After getting back to the car I still had plenty of daylight left, so I headed towards the southern end of the park. I felt like I was done hiking for the day and everything I was heading for would be road accessible. The first stop was Natural Bridge, a large rock arch just like the many that are common in southern Utah. There’s a good view from the road, but there are no trails going down to it or over it.
At the end of the Park Road is Rainbow Point. There were views of several more canyons. Not like the hoodoo filled ones of the amphitheater, but stunning nonetheless. There is a short nature trail from the parking lot that leads to a small grove of bristlecone pine trees. It wasn’t as impressive as the grove at Great Basin that I had seen just the day before but it was still interesting. And there were some nice views of the southern end of the park.

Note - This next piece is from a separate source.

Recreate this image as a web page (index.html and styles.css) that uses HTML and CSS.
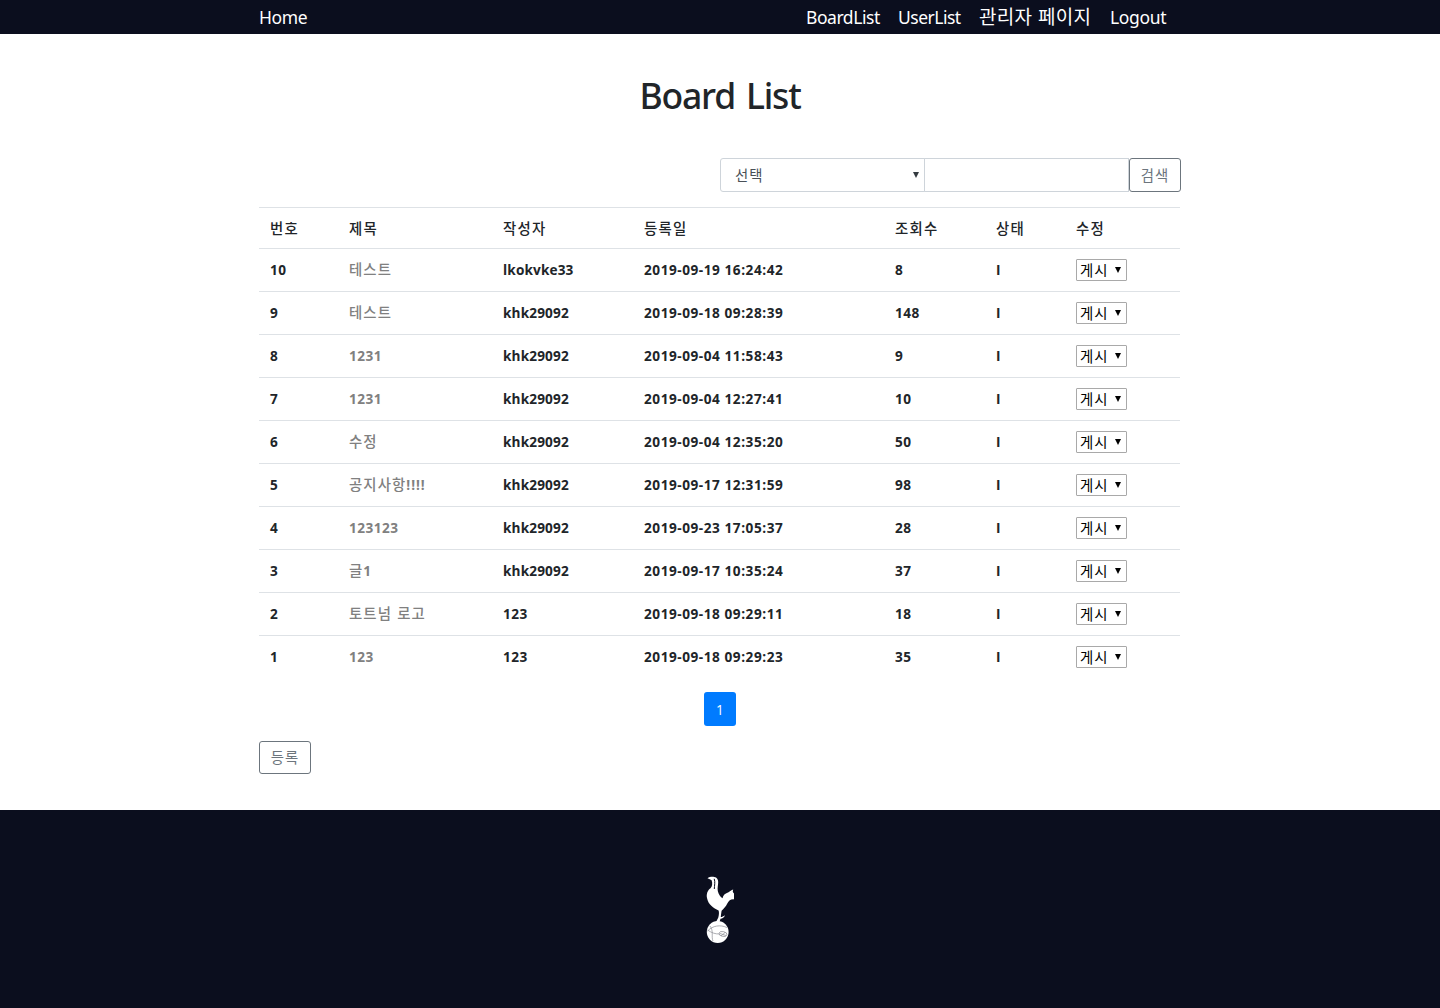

After Rainbow Point it was time to start heading back to Salt Lake City. First though, I desperately needed a shower. The last one I had taken was in Idaho on the day of the eclipse. That was Monday night. It was now Saturday. So I drove back up to the northern end of the park where there was a camp store that had showers for rent. I washed off a week's worth of grime until I felt human again. Then it was over to the visitor center to get my magnets, along with my sticker for having completed the hoodoo challenge.
And that wrapped up an epic week of adventuring. Bryce Canyon and Great Basin were two unplanned for and last minute additions to the trip, and of course climbing to the summit of Mount Borah for the eclipse was an unforgettable experience. But now it was time to head home and to start planning my next adventure.